Les parents terribles is a close adaptation of Cocteau’s 1938 play of the same title. Both the play and the movie were hits, and the play remained popular throughout the 1940s with revivals both during and after the war, in 1941 and 1946. The fact that a drama about order and disorder would remain popular through those years is fitting, not only because it was a time of such extreme disorder, but also because most of that disorder resulted from fascism’s attempt to impose its own version of order. Les parents terribles captures a similar irony as it acknowledges a complex relationship between order and disorder.
Yvonne, as we have noted, is the driving force of disorder in the plot, interfering in the natural pairing of the other four characters. Similarly, Léo is the strongest force of order – she shows the greatest understanding, and she brings the young couple back together, undoing the lie told at Madeleine’s apartment. However, no single character monopolizes or fully embodies either quality. It’s Léo, after all, who devises the plot to separate Madeleine from Michel, and both Georges and Yvonne agree to help her fix the situation.
Although order here is a positive force and disorder is destructive, the movie does not moralize the distinction. Yvonne may be disruptive, but at least she’s given birth to Michel. Disorder can be a creative force too, as it often is in reality. Likewise, although her maternal love is possessive and controlling, still it’s an unusually intense love, and it makes Yvonne sympathetic in spite of her faults. There’s an extraordinary moment on the third day when she pictures Michel coming toward her bedroom looking for a sugar cube, and he arrives at her door precisely in time with her sharp hearing. It’s as if her heartbeat matches his footsteps, and there’s an almost supernatural connection between them. The music underscores the strength of her feeling, and the scene is like a definition of love.
There is, of course, a current of incest in the mother-son relationship. It’s not only that their affection is so extreme, but that Michel climbs into bed with her, she neglects her husband from the moment Michel is born, and she’s so passionately jealous of Michel that she’s willing to hurt him and Madeleine. Nevertheless Les parents terribles is not about the social dangers of oedipal incest that we see in Hitchcock’s movies. The incestuous bond is treated as a fact of life, as it is in Greek drama and in psychoanalytic theory, where it’s a normal phase that most children grow out of. As in Cocteau’s script for Les enfants terribles, the strange passions of childhood are played out in grown-up characters, revealing the kernel of childhood that lingers on in later life. Every adult is, to some degree, still a child beneath all the accumulated learning and experience. As in many of Cocteau’s scripts, Les parents terribles aims for the primal insights of ancient Greek tragedy.
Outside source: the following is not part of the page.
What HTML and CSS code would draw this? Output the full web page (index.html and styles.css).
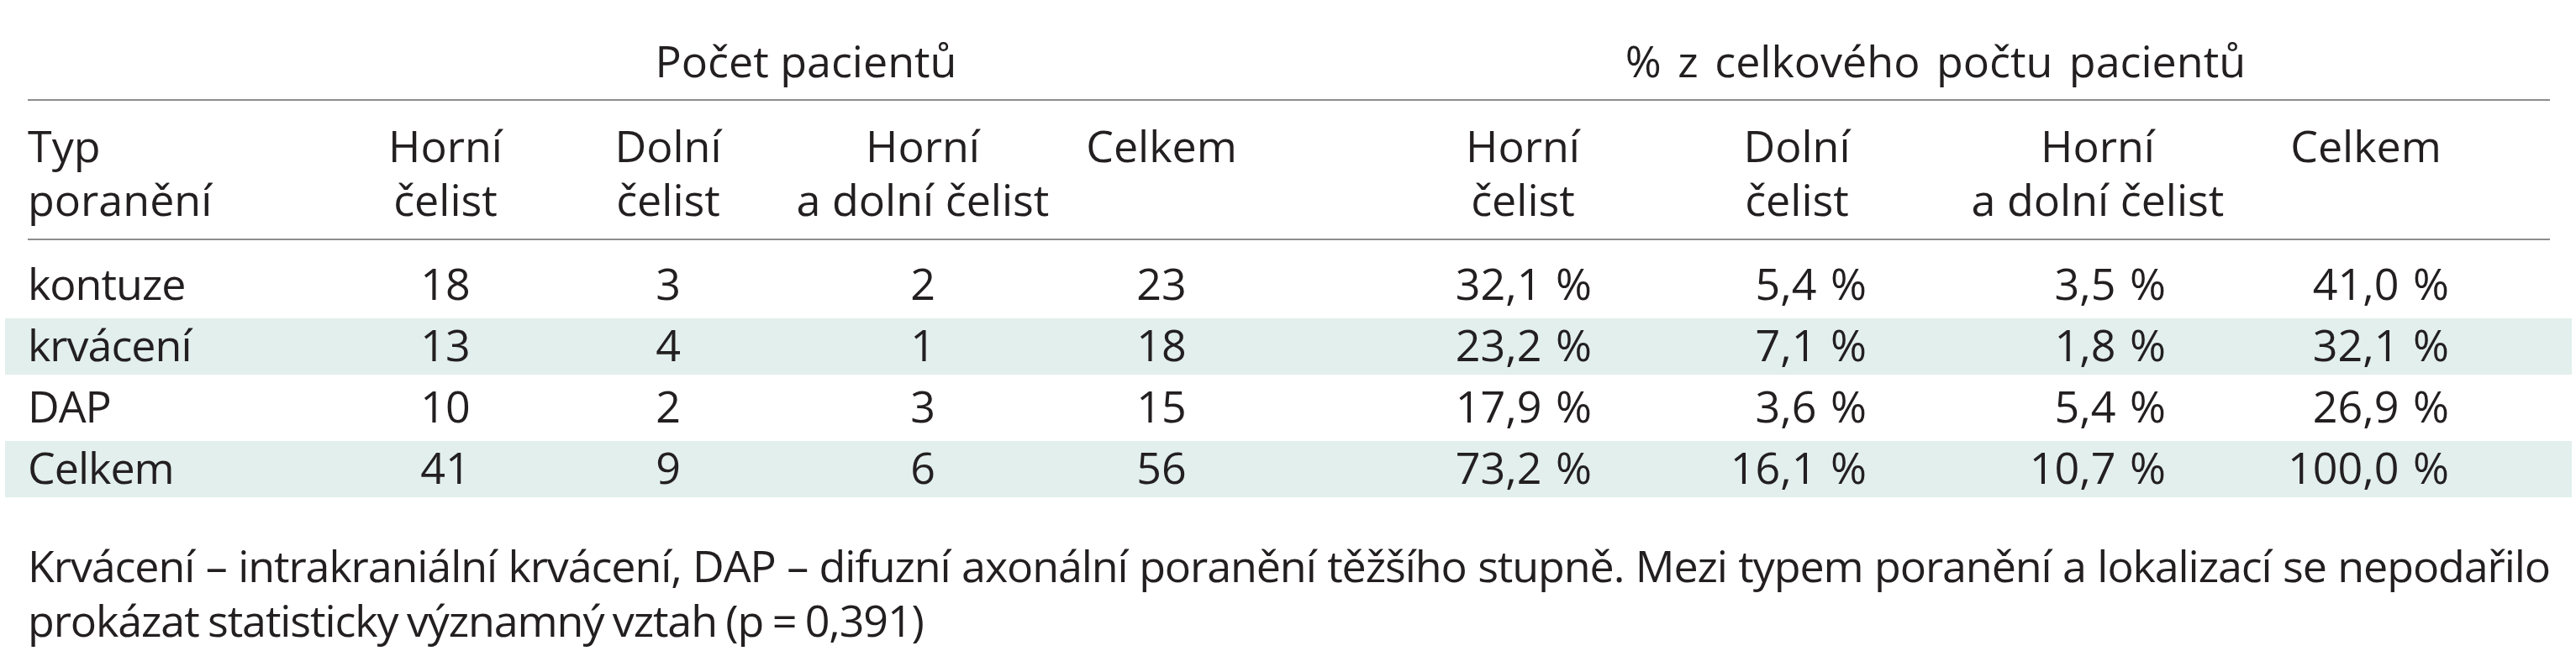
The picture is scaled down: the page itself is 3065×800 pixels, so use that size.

Cocteau’s ambition to bring the essence of Greek tragedy into the modern world, using a modern medium like cinema, requires a level of craftsmanship to match the ancient playwrights, poets, sculptors, and architects whose culture has survived the centuries. Les parents terribles is a rare and sometimes overwhelming display of cinematic craft, aided of course by the confined setting and limited cast, both of which make the production easier to manage, and also aided by the actors (except for Josette Day) having had ten years of intermittent experience playing their parts. The movie has an intensity of acting that any filmmaker should envy, and Cocteau banishes any sense of staginess with relentlessly imaginative framing. Characters rise unexpectedly from the bottom or corners of the screen, fall out of sight with equal surprise, or melt onto the floor as Michel does at his reunion with Madeleine. At their most intimate moment, when Michel tells his mother of his new love, their faces are joined unconventionally in a totem pole close-up showing his lower face resting on her upper face, the other half of each face missing. The set design does just enough to support descriptions of order (in Madeleine’s apartment and Léo’s room) and disorder without exaggerating; otherwise it comments subtly on the drama – Yvonne looks at a picture of a boy standing on a chair when she thinks of Michel as a child, and a wild black-haired woman on Madeleine’s wall echoes Madeleine’s posture when Georges forces her to lie.
Although the word “order” concludes the dialogue, Léo’s remark is not quite the last line. As the camera pulls back from Yvonne’s bedroom into Léo’s, Cocteau himself delivers a brief valedictory voice-over: “And the gypsy household wandered on. Gypsies never stop for long.” Apparently these lines were added as an afterthought to make a virtue of the shaky camera, fancying the apartment as a kind of mobile caravan, echoing earlier comparisons to Romani caravans. But these last words do more than that – they also open up the ending. Just as order and disorder are not framed through Christian morality, neither is order an absolute ideal or a culmination of progress. Like wandering nomads, the family will move on through further cycles of disorder that will again be resolved as “the order of things” reasserts itself.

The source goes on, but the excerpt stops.